6. Matt’s brother Tom also directed a music video for the band
By now you should know the really enjoyable documentary Mistaken For Strangers by Tom Berninger, the really entertaining brother of singer Matt. But did you know that, prior to the release of the movie, he was already ‘tested’ and directed the music video for Terrible Love? But, well, since it basically just documents the touring life of the band it isn’t that far away from his later movie project anyway.
7. Sharon van Etten and St. Vincent appear on ‘Trouble Will Find Me’
It’s always about returning the favour with these guys. From early on THE NATIONAL supported SHARON VAN ETTEN and Annie Clark aka ST. VINCENT. They took them on tour with them and Bryce even produced VAN ETTEN‘s 2012 album Tramp. Both singers are featured on the band’s last album Trouble Will Find Me. You can spot Clark on This Is The Last Time, for example. A nice addition to Berninger’s voice, don’t you agree?

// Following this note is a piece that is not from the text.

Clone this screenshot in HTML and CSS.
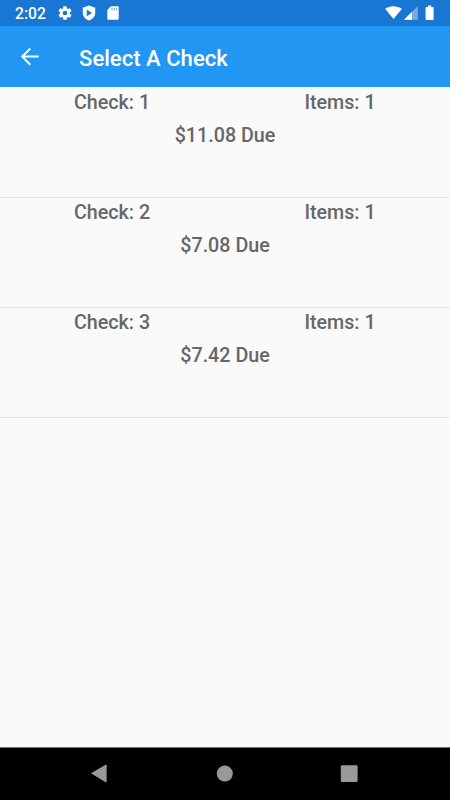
FILE: index.html
```html
<!DOCTYPE html>
<html lang="en">
<head>
<meta charset="utf-8">
<title>Select A Check</title>
<link rel="stylesheet" href="styles.css">
</head>
<body>
<div class="status">
  <span class="clock">2:02</span>
  <svg class="gear" width="16" height="16" viewBox="0 0 24 24"><path fill="currentColor" d="M19.43 12.98c.04-.32.07-.64.07-.98s-.03-.66-.07-.98l2.11-1.65c.19-.15.24-.42.12-.64l-2-3.46c-.12-.22-.39-.3-.61-.22l-2.49 1c-.52-.4-1.08-.73-1.69-.98l-.38-2.65A.49.49 0 0 0 14 2h-4c-.25 0-.46.18-.49.42l-.38 2.65c-.61.25-1.17.59-1.69.98l-2.49-1c-.23-.09-.49 0-.61.22l-2 3.46c-.13.22-.07.49.12.64l2.11 1.65c-.04.32-.07.65-.07.98s.03.66.07.98l-2.11 1.65c-.19.15-.24.42-.12.64l2 3.46c.12.22.39.3.61.22l2.49-1c.52.4 1.08.73 1.69.98l.38 2.65c.03.24.24.42.49.42h4c.25 0 .46-.18.49-.42l.38-2.65c.61-.25 1.17-.59 1.69-.98l2.49 1c.23.09.49 0 .61-.22l2-3.46c.12-.22.07-.49-.12-.64zM12 15.5a3.5 3.5 0 1 1 0-7 3.5 3.5 0 0 1 0 7z"/></svg>
  <svg class="shield" width="14" height="16" viewBox="0 0 14 16"><path fill="currentColor" fill-rule="evenodd" d="M7 .5 13.2 2.8v5.1c0 3.3-2.5 6.2-6.2 7.6C3.300 14.100.8 11.200.8 7.900V2.800zM4.800 4.600v6.600l5.200-3.300z"/></svg>
  <svg class="card" width="12" height="14" viewBox="0 0 12 14"><path fill="currentColor" d="M4 .2h6.400c.8 0 1.300.5 1.300 1.300v11c0 .8-.5 1.300-1.300 1.300H1.600c-.8 0-1.300-.5-1.300-1.300V4z"/><path stroke="#1976d2" stroke-opacity=".65" d="M5 1.800v2.700M7.200 1.800v2.700M9.400 1.800v2.700"/></svg>
  <svg class="signals" width="52" height="16" viewBox="0 0 52 16"><path fill="currentColor" d="M.1 3.800C4.900.4 12.100.4 16.900 3.800L8.500 14z"/><path fill="currentColor" opacity=".4" d="M19 14.700 32.800 1v13.700z"/><path fill="currentColor" d="M19 14.700 27 6.800v7.900z"/><path fill="currentColor" d="M43 .6h3.200v1.300h1.500c.5 0 .9.400.9.900V14c0 .5-.4.900-.9.900h-6.200c-.5 0-.9-.4-.9-.9V2.800c0-.5.4-.9.900-.9H43z"/></svg>
</div>
<header class="bar">
  <svg class="back" width="20" height="20" viewBox="0 0 20 20"><path d="M18.700 9.600H2.400M10.300 1.500 2.200 9.600l8.100 8.100" fill="none" stroke="currentColor" stroke-width="2"/></svg>
  <h1>Select A Check</h1>
</header>
<main>
  <section class="row"><div class="cols"><span>Check: 1</span><span>Items: 1</span></div><div class="due">$11.08 Due</div></section>
  <section class="row"><div class="cols"><span>Check: 2</span><span>Items: 1</span></div><div class="due">$7.08 Due</div></section>
  <section class="row"><div class="cols"><span>Check: 3</span><span>Items: 1</span></div><div class="due">$7.42 Due</div></section>
</main>
<nav class="nav">
  <svg width="18" height="20" viewBox="0 0 18 20"><path fill="currentColor" d="M1 9.200 15.600.8q1-.5 1 .5v16.400q0 1-1 .5z"/></svg>
  <svg width="18" height="20" viewBox="0 0 18 20"><circle cx="9.800" cy="9.600" r="8" fill="currentColor"/></svg>
  <svg width="18" height="20" viewBox="0 0 18 20"><rect x=".8" y="1.200" width="16.800" height="16.800" rx="1.300" fill="currentColor"/></svg>
</nav>
</body>
</html>
```
FILE: styles.css
```css
* { box-sizing: border-box; }
body {
  margin: 0;
  height: 800px;
  display: flex;
  flex-direction: column;
  background: #fafafa;
  font-family: Roboto, sans-serif;
  overflow: hidden;
}
svg { display: block; flex: none; }
.status {
  height: 26px;
  display: flex;
  align-items: center;
  padding: 0 15px;
  background: #1976d2;
  color: #fff;
}
.clock {
  width: 42px;
  font-size: 15.7px;
  font-weight: 500;
  line-height: 26px;
  padding-top: 2px;
}
.shield { margin-left: 9px; }
.card { margin-left: 11px; }
.signals { margin-left: auto; margin-right: -2px; }
.bar {
  height: 61px;
  display: flex;
  align-items: center;
  padding-left: 20px;
  background: #2196f3;
  color: #fff;
}
h1 {
  margin: 2px 0 0 39px;
  font-size: 22.1px;
  font-weight: 500;
  line-height: 30px;
}
main {
  flex: 1;
  color: #676767;
  font-size: 19.7px;
  font-weight: 500;
}
.row {
  height: 110px;
  padding-top: 1px;
  border-bottom: 1px solid #e5e5e5;
  text-align: center;
}
.row:first-child { height: 111px; }
.cols {
  display: grid;
  grid-template-columns: 224px 232px;
  line-height: 30px;
}
.row + .row .cols { line-height: 28px; }
.row + .row .due { line-height: 38px; }
.due { line-height: 36px; }
.nav {
  height: 53px;
  display: flex;
  justify-content: space-between;
  align-items: center;
  padding: 0 92px 0 90px;
  background: #000;
  border-top: 1px solid #777;
  color: #999;
}
```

8. They once recorded music for a video game
You wouldn’t expect such a move from a band like THE NATIONAL but on the other hand… even DAVID BOWIE did it back in the 1990s. The five-piece contributed the track Exile Vilify for Portal 2. The song was even written specifically ‘together’ with the game’s publisher Valve as they constantly checked if the sound and lyrical content would fit to the tone of the game. But since Portal 2 is less about brainless ego-shooting and more about thinking and clever puzzles these guys totally fit in here.
9. ‘Mr. November’ is NOT about Obama
Just to clear this up once and for all. Yes, the band supported Barrack Obama on his run for presidency in 2008 and printed shirts with his counterfeit and the title ‘Mr. November’ under it. And the track is also written from the perspective of the national leader, that much is for sure. But since it was released back in 2005 it was initially written with another person in mind, John Kerry who was running for presidency against George W. Bush back in 2004. It’s fair enough to say that, in the end, it’s an Anti-Bush track. And there clearly can’t be enough of those.